There are fears in the West that the arming of Serbia by Russia and China could encourage the Balkan country toward war against its former province of Kosovo, which proclaimed independence in 2008.
Serbia, Russia and China do not recognise Kosovo as a state, while the United States and a majority Western countries do.
News of the delivery comes after US Deputy Secretary of State Wendy Sherman warned last Wednesday that sanctions imposed on Russia should give China a good understanding of the consequences it could face if it provides material support to Moscow.
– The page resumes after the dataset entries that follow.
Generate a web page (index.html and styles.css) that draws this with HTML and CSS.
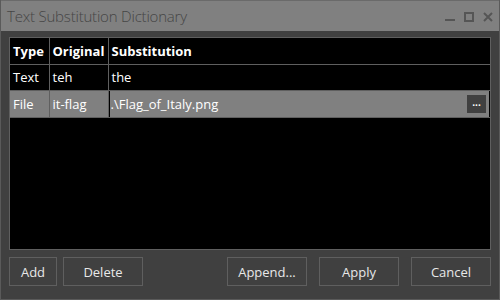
FILE: index.html
```html
<!DOCTYPE html>
<html lang="en">
<head>
    <meta charset="UTF-8">
    <title>Text Substitution Dictionary</title>
    <link rel="stylesheet" href="styles.css">
</head>
<body>
    <div class="window">
        <div class="titlebar">
            <span class="title">Text Substitution Dictionary</span>
            <div class="controls">
                <svg width="10" height="10" viewBox="0 0 10 10"><rect x="0" y="7" width="10" height="2" fill="#555"/></svg>
                <svg width="10" height="10" viewBox="0 0 10 10"><rect x="1" y="1" width="8" height="8" fill="none" stroke="#555" stroke-width="2"/></svg>
                <svg width="10" height="10" viewBox="0 0 10 10"><path d="M1 1 L9 9 M9 1 L1 9" stroke="#555" stroke-width="2"/></svg>
            </div>
        </div>

        <div class="content">
            <div class="grid">
                <table>
                    <thead>
                        <tr>
                            <th class="col-type">Type</th>
                            <th class="col-orig">Original</th>
                            <th>Substitution</th>
                        </tr>
                    </thead>
                    <tbody>
                        <tr>
                            <td>Text</td>
                            <td>teh</td>
                            <td>the</td>
                        </tr>
                        <tr class="selected">
                            <td>File</td>
                            <td>it-flag</td>
                            <td class="editing">
                                <div class="editor">
                                    <span>.\Flag_of_Italy.png</span>
                                    <button class="browse" type="button">...</button>
                                </div>
                            </td>
                        </tr>
                    </tbody>
                </table>
            </div>

            <div class="actions">
                <div class="group">
                    <button class="btn btn-add" type="button">Add</button>
                    <button class="btn btn-wide" type="button">Delete</button>
                </div>
                <div class="group group-right">
                    <button class="btn btn-wide" type="button">Append...</button>
                    <button class="btn btn-wide" type="button">Apply</button>
                    <button class="btn btn-wide" type="button">Cancel</button>
                </div>
            </div>
        </div>
    </div>
</body>
</html>
```

FILE: styles.css
```css
:root {
    --title-bg: #808080;
    --body-bg: #404040;
    --line: #5f5f5f;
    --text: #ffffff;
}

* {
    box-sizing: border-box;
}

body {
    margin: 0;
    font-family: 'Open Sans', 'Noto Sans', sans-serif;
    background: var(--body-bg);
}

.window {
    width: 500px;
    height: 300px;
    border: 1px solid #5a5a5a;
    border-top: none;
    background: var(--body-bg);
    display: flex;
    flex-direction: column;
}

.titlebar {
    height: 31px;
    background: var(--title-bg);
    border-top: 1px solid #6a6a6a;
    display: flex;
    align-items: center;
    justify-content: space-between;
    padding: 0 6px 0 6px;
}

.title {
    color: #454545;
    font-size: 15px;
    font-weight: 300;
    letter-spacing: -0.2px;
}

.controls {
    display: flex;
    gap: 9px;
    margin-top: 2px;
}

.content {
    flex: 1;
    padding: 6px 8px 0 8px;
    display: flex;
    flex-direction: column;
}

.grid {
    height: 213px;
    background: #000;
    border: 1px solid var(--line);
}

table {
    width: 100%;
    border-collapse: collapse;
    color: var(--text);
    font-size: 13px;
}

th, td {
    height: 26px;
    padding: 0 3px;
    text-align: left;
    border-right: 1px solid var(--line);
    border-bottom: 1px solid var(--line);
    white-space: nowrap;
}

th:last-child, td:last-child {
    border-right: none;
}

th {
    font-weight: 700;
}

.col-type {
    width: 39px;
}

.col-orig {
    width: 59px;
}

.selected td {
    background: #808080;
}

td.editing {
    padding: 0;
}

.editor {
    height: 26px;
    border-left: 1px solid #000;
    border-right: 1px solid #000;
    display: flex;
    align-items: center;
    justify-content: space-between;
    padding: 0 3px 0 1px;
}

.browse {
    width: 19px;
    height: 18px;
    border: none;
    background: #404040;
    color: #fff;
    font-family: inherit;
    font-size: 10px;
    font-weight: 700;
    padding: 0 0 4px 0;
    line-height: 1;
}

.actions {
    display: flex;
    justify-content: space-between;
    margin-top: 7px;
}

.group {
    display: flex;
    gap: 6px;
}

.group-right {
    gap: 12px;
}

.btn {
    height: 29px;
    background: var(--body-bg);
    border: 1px solid var(--line);
    color: #e8e8e8;
    font-family: inherit;
    font-size: 13px;
    padding: 0;
}

.btn-add {
    width: 48px;
}

.btn-wide {
    width: 80px;
}
```
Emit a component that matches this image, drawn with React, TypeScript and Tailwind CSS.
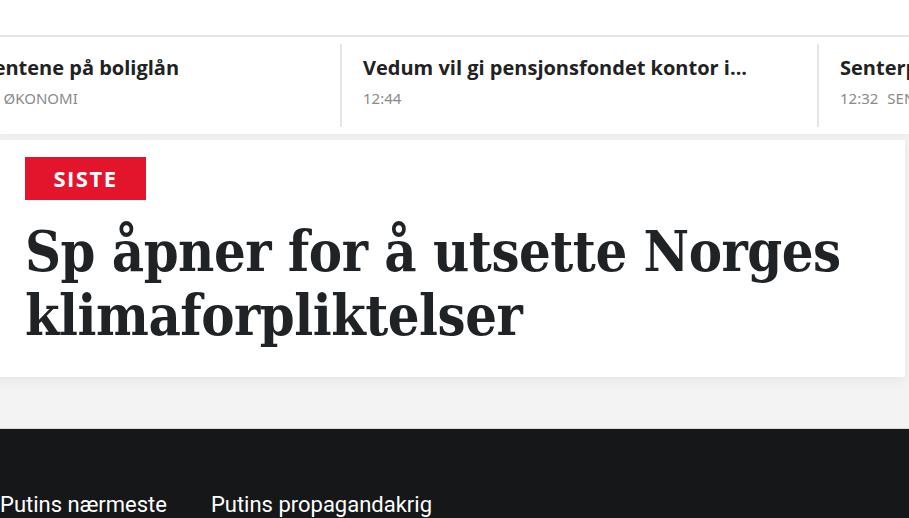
import React from "react";

const items = [
  { title: "DNB øker rentene på boliglån", time: "Oppdatert 12:58", cat: "ØKONOMI", gap: "ml-[4px]" },
  { title: "Vedum vil gi pensjonsfondet kontor i...", time: "12:44", cat: "", gap: "ml-[9px]" },
  { title: "Senterpartiet vil utsette klimamål", time: "12:32", cat: "SENTERPARTIET", gap: "ml-[9px]" },
];

export default function App() {
  return (
    <div className="w-[909px] h-[518px] overflow-hidden bg-[#f3f3f3] relative" style={{ fontFamily: "'Open Sans', 'Noto Sans', sans-serif" }}>
      <div className="h-[35px] bg-white" />
      <div className="h-[2px] bg-[#e6e6e6]" />
      <div className="h-[97px] bg-white overflow-hidden shadow-[0_2px_6px_rgba(0,0,0,0.04)]">
        <div className="flex ml-[-137px] pt-[7px]">
          {items.map((it, i) => (
            <div key={i} className={"w-[477px] shrink-0 h-[83px] pl-[21px] " + (i > 0 ? "border-l-2 border-[#e5e5e5]" : "")}>
              <div className="pt-[10px] text-[20px] font-bold text-[#222] leading-[27px] whitespace-nowrap">{it.title}</div>
              <div className="mt-[7px] text-[15px] text-[#8a8a8a] leading-[20px] whitespace-nowrap" style={{ fontFamily: "'Noto Sans', sans-serif" }}>
                {it.time}
                {it.cat ? <span className={it.gap}>{it.cat}</span> : null}
              </div>
            </div>
          ))}
        </div>
      </div>
      <div className="h-[6px]" />
      <div className="ml-[-20px] w-[925px] h-[237px] bg-white shadow-[0_3px_10px_rgba(0,0,0,0.06)] pl-[45px] pt-[17px]">
        <div className="w-[121px] h-[43px] bg-[#e3152d] flex items-center justify-center text-white font-bold text-[22px] tracking-[1.5px]">SISTE</div>
        <h1 className="mt-[20px] text-[#1f2326] font-bold text-[55.5px] leading-[64px] tracking-[-0.5px]" style={{ fontFamily: "'DejaVu Serif Condensed', 'DejaVu Serif', serif" }}>
          Sp åpner for å utsette Norges klimaforpliktelser
        </h1>
      </div>
      <div className="absolute left-0 top-[428px] w-[909px] h-[1px] bg-[#d9d9d9]" />
      <div className="absolute left-0 top-[429px] w-[909px] h-[89px] bg-[#161718]">
        <div className="flex gap-[44px] pt-[61px] text-white text-[22px] leading-[30px]" style={{ fontFamily: "'Liberation Sans Narrow', 'Roboto', sans-serif" }}>
          <span>Putins nærmeste</span>
          <span>Putins propagandakrig</span>
        </div>
      </div>
    </div>
  );
}
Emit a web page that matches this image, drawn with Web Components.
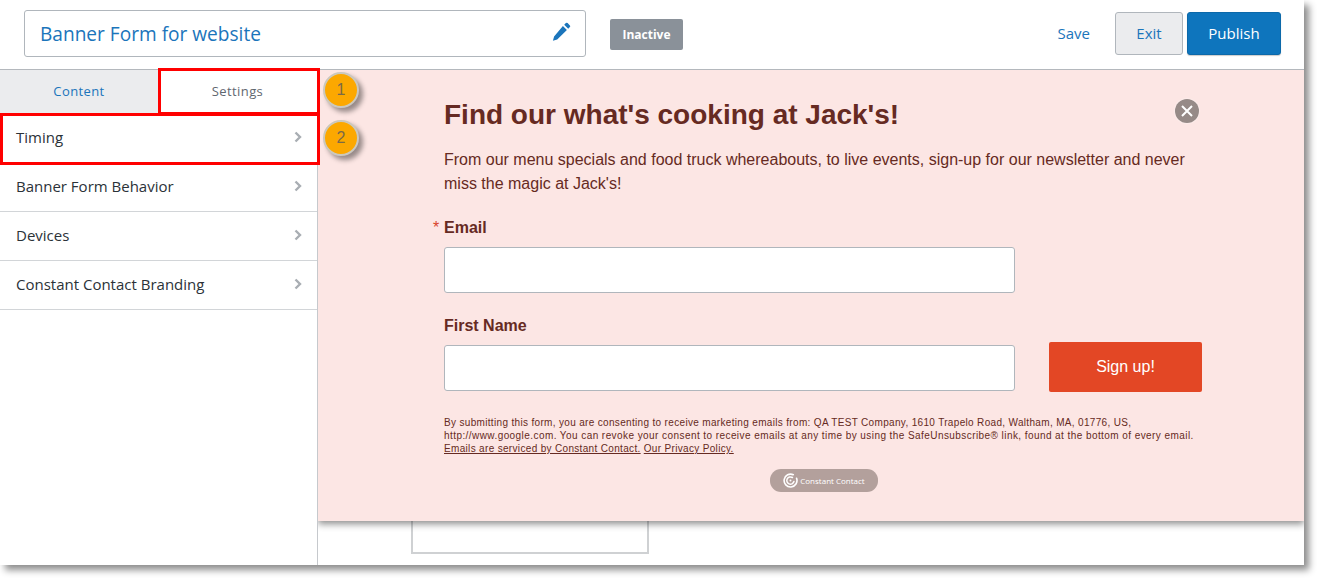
<!DOCTYPE html>
<html>
<head>
<meta charset="utf-8">
<title>Banner Form</title>
<style>
html, body { margin: 0; height: 100%; background: #fff; overflow: hidden; }
body { font-family: "Open Sans", sans-serif; }
</style>
</head>
<body>
<app-frame>
  <app-header slot="header"></app-header>
  <side-panel slot="side"></side-panel>
  <banner-form slot="main"></banner-form>
</app-frame>

<script>
class AppFrame extends HTMLElement {
    connectedCallback() {
        this.attachShadow({mode: 'open'});
        this.shadowRoot.innerHTML = `
      <style>
:host {
  display: grid;
  grid-template-rows: 70px 1fr;
  grid-template-columns: 318px 1fr;
  grid-template-areas:
    "header header"
    "side main";
  width: 1304px;
  height: 565px;
  background: #fff;
  box-shadow: 5px 5px 7px rgba(0,0,0,0.45);
  position: relative;
}
header { grid-area: header; }
aside { grid-area: side; border-right: 1px solid #c6c9cd; min-height: 0; position: relative; z-index: 2; }
main { grid-area: main; min-width: 0; min-height: 0; overflow: hidden; }
      </style>
      <header><slot name="header"></slot></header>
      <aside><slot name="side"></slot></aside>
      <main><slot name="main"></slot></main>
    `;
    }
}

class AppHeader extends HTMLElement {
    connectedCallback() {
        this.attachShadow({mode: 'open'});
        this.shadowRoot.innerHTML = `
      <style>
:host {
  display: flex;
  align-items: flex-start;
  height: 70px;
  box-sizing: border-box;
  border-bottom: 1px solid #b4b8bd;
  padding: 10px 23px 0 24px;
  font-family: "Open Sans", sans-serif;
}
.title {
  width: 562px;
  height: 47px;
  box-sizing: border-box;
  border: 1px solid #b0b6bc;
  border-radius: 3px;
  display: flex;
  align-items: center;
  justify-content: space-between;
  padding: 0 14px 0 15px;
  font-size: 19.1px;
  color: #1b75bb;
}
.title svg { display: block; margin-top: -3px; }
.badge {
  margin: 9px 0 0 24px;
  width: 73px;
  height: 31px;
  box-sizing: border-box;
  background: #8a9199;
  border-radius: 2px;
  color: #fff;
  font-size: 12px;
  font-weight: 700;
  display: flex;
  align-items: center;
  justify-content: center;
}
.actions {
  margin: 2px 0 0 auto;
  display: flex;
  align-items: center;
  font-size: 15px;
}
.save { color: #1b75bb; margin-right: 25px; padding-bottom: 2px; }
.btn {
  height: 43px;
  box-sizing: border-box;
  border-radius: 3px;
  padding-bottom: 2px;
  display: flex;
  align-items: center;
  justify-content: center;
}
.exit { width: 68px; background: #ebecee; border: 1px solid #b0b6bc; color: #1b75bb; margin-right: 4px; }
.publish { width: 94px; background: #0e75bd; border: 1px solid #0c69aa; color: #fff; box-shadow: 0 1px 1px rgba(0,0,0,0.2); }
      </style>
      <div class="title">
        <span>Banner Form for website</span>
        <svg width="20" height="20" viewBox="0 0 20 20"><path fill="#1b75bb" d="M14.9 1.1a1.2 1.2 0 0 1 1.7 0l2.3 2.3a1.2 1.2 0 0 1 0 1.7l-1.7 1.7-4-4zM11.9 3.9l4 4L6.2 17.6l-4.3 1.1 1.2-4.2z"/></svg>
      </div>
      <div class="badge">Inactive</div>
      <div class="actions">
        <span class="save">Save</span>
        <div class="btn exit">Exit</div>
        <div class="btn publish">Publish</div>
      </div>
    `;
    }
}

class SidePanel extends HTMLElement {
    connectedCallback() {
        this.attachShadow({mode: 'open'});
        const rows = ['Timing', 'Banner Form Behavior', 'Devices', 'Constant Contact Branding'];
        this.shadowRoot.innerHTML = `
      <style>
:host {
  display: block;
  font-family: "Open Sans", sans-serif;
  position: relative;
}
.tabs { display: flex; height: 44px; }
.tab {
  display: flex;
  align-items: center;
  justify-content: center;
  font-size: 13px;
  letter-spacing: 0.4px;
  padding-bottom: 3px;
  box-sizing: border-box;
}
.tab.content { width: 158px; background: #ebecee; color: #1b75bb; }
.tab.settings { flex: 1; color: #5f6770; }
.row {
  height: 49px;
  box-sizing: border-box;
  border-bottom: 1px solid #d2d5d8;
  display: flex;
  align-items: center;
  justify-content: space-between;
  padding: 0 15px 2px 16px;
  font-size: 15px;
  color: #2b3238;
}
.mark { position: absolute; border: 3px solid #f00; box-sizing: border-box; }
.mark.one { left: 158px; top: -2px; width: 162px; height: 47px; }
.mark.two { left: 0; top: 43px; width: 320px; height: 52px; }
.num {
  position: absolute;
  left: 323px;
  width: 36px;
  height: 36px;
  box-sizing: border-box;
  border-radius: 50%;
  background: #fca800;
  border: 2px solid #ccc8bd;
  box-shadow: 4px 4px 5px rgba(0,0,0,0.4);
  color: #7a6a48;
  font: 16px/32px "Liberation Sans", sans-serif;
  text-align: center;
}
.num.one { top: 2px; }
.num.two { top: 50px; }
      </style>
      <div class="tabs">
        <div class="tab content">Content</div>
        <div class="tab settings">Settings</div>
      </div>
      ${rows.map(r => `<div class="row"><span>${r}</span>
        <svg width="8" height="12" viewBox="0 0 8 12"><path d="M1.5 1.5l4.5 4.5-4.5 4.5" fill="none" stroke="#a9aeb3" stroke-width="2.4"/></svg></div>`).join('')}
      <div class="mark one"></div>
      <div class="mark two"></div>
      <div class="num one">1</div>
      <div class="num two">2</div>
    `;
    }
}

class BannerForm extends HTMLElement {
    connectedCallback() {
        this.attachShadow({mode: 'open'});
        this.shadowRoot.innerHTML = `
      <style>
:host {
  display: block;
  height: 100%;
  position: relative;
  font-family: "Liberation Sans", Arial, sans-serif;
  color: #662a22;
}
.peek {
  position: absolute;
  left: 93px;
  top: 430px;
  width: 238px;
  height: 54px;
  box-sizing: border-box;
  border: solid #cfd1d3;
  border-width: 0 2px 2px 2px;
  background: #fff;
}
.banner {
  position: relative;
  height: 451px;
  box-sizing: border-box;
  background: #fce6e4;
  box-shadow: 0 3px 7px rgba(0,0,0,0.45);
  padding: 29px 102px 0 126px;
}
h1 { margin: 0; font-size: 28px; line-height: 32px; font-weight: 700; }
p.lead { margin: 17px 0 0; font-size: 16px; line-height: 24px; width: 760px; }
label { display: block; font-size: 16px; font-weight: 700; line-height: 20px; position: relative; }
label.email { margin-top: 22px; }
label.name { margin-top: 23px; }
label i { position: absolute; left: -11px; color: #d8432a; font-style: normal; font-weight: 400; }
.input {
  margin-top: 9px;
  width: 571px;
  height: 46px;
  box-sizing: border-box;
  background: #fff;
  border: 1px solid #b0b6bc;
  border-radius: 3px;
}
.name-row { display: flex; align-items: flex-end; justify-content: space-between; }
.submit {
  width: 153px;
  height: 50px;
  margin-bottom: -1px;
  background: #e34725;
  color: #fff;
  border-radius: 2px;
  font-size: 16px;
  display: flex;
  align-items: center;
  justify-content: center;
}
.legal { margin: 25px 0 0; font-size: 10px; line-height: 13px; letter-spacing: 0.33px; white-space: nowrap; }
.legal .wide { letter-spacing: 0.43px; }
.legal u { text-decoration: underline; }
.brand {
  margin: 14px 0 0 326px;
  width: 108px;
  height: 23px;
  background: #b3a09c;
  border-radius: 11px;
  color: #fff;
  font: 500 8px "Open Sans", sans-serif;
  display: flex;
  align-items: center;
  justify-content: center;
  gap: 2px;
}
.close {
  position: absolute;
  left: 857px;
  top: 29px;
  width: 24px;
  height: 24px;
  border-radius: 50%;
  background: #968a87;
  box-shadow: 0 0 2px rgba(255,255,255,0.8);
}
      </style>
      <div class="peek"></div>
      <div class="banner">
        <h1>Find our what's cooking at Jack's!</h1>
        <p class="lead">From our menu specials and food truck whereabouts, to live events, sign-up for our newsletter and never miss the magic at Jack's!</p>
        <label class="email"><i>*</i>Email</label>
        <div class="input"></div>
        <label class="name">First Name</label>
        <div class="name-row">
          <div class="input"></div>
          <div class="submit">Sign up!</div>
        </div>
        <p class="legal">By submitting this form, you are consenting to receive marketing emails from: QA TEST Company, 1610 Trapelo Road, Waltham, MA, 01776, US,<br><span class="wide">http://www.google.com. You can revoke your consent to receive emails at any time by using the SafeUnsubscribe® link, found at the bottom of every email.</span><br><u>Emails are serviced by Constant Contact.</u> <u>Our Privacy Policy.</u></p>
        <div class="brand">
          <svg width="15" height="15" viewBox="0 0 14 14" fill="none" stroke="#fff" stroke-linecap="round"><path d="M9.6 1.6A6 6 0 1 0 12.7 5" stroke-width="1.5"/><path d="M8.8 4.2A3.4 3.4 0 1 0 10.2 8" stroke-width="1.4"/><circle cx="7" cy="7" r="0.9" fill="#fff" stroke="none"/></svg>
          <span>Constant Contact</span>
        </div>
        <svg class="close" viewBox="0 0 24 24"><path d="M7 7l10 10M17 7L7 17" stroke="#fff" stroke-width="2" fill="none"/></svg>
      </div>
    `;
    }
}

customElements.define('app-frame', AppFrame);
customElements.define('app-header', AppHeader);
customElements.define('side-panel', SidePanel);
customElements.define('banner-form', BannerForm);
</script>
</body>
</html>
Ms Sherman told a House of Representatives Foreign Affairs Committee hearing: “It gives President Xi, I think, a pretty good understanding of what might come his way should he, in fact, support Putin in any material fashion.”
She said Beijing should take away the right lessons from the Western response over Ukraine that any moves by China to take Taiwan by force would not be acceptable.
Ms Sherman added: “We hope that the [People’s Republic of China] understands that any such action would see a response from the international community, not just from the United States.”
China has refused to condemn Russia’s action in Ukraine or call it an invasion and has criticised Western sanctions on Moscow.
However, a senior Chinese diplomat said last week Beijing is not deliberately circumventing those sanctions.
Beijing and Moscow have developed increasingly close ties in recent years, including the announcement of a “no limits” partnership in February.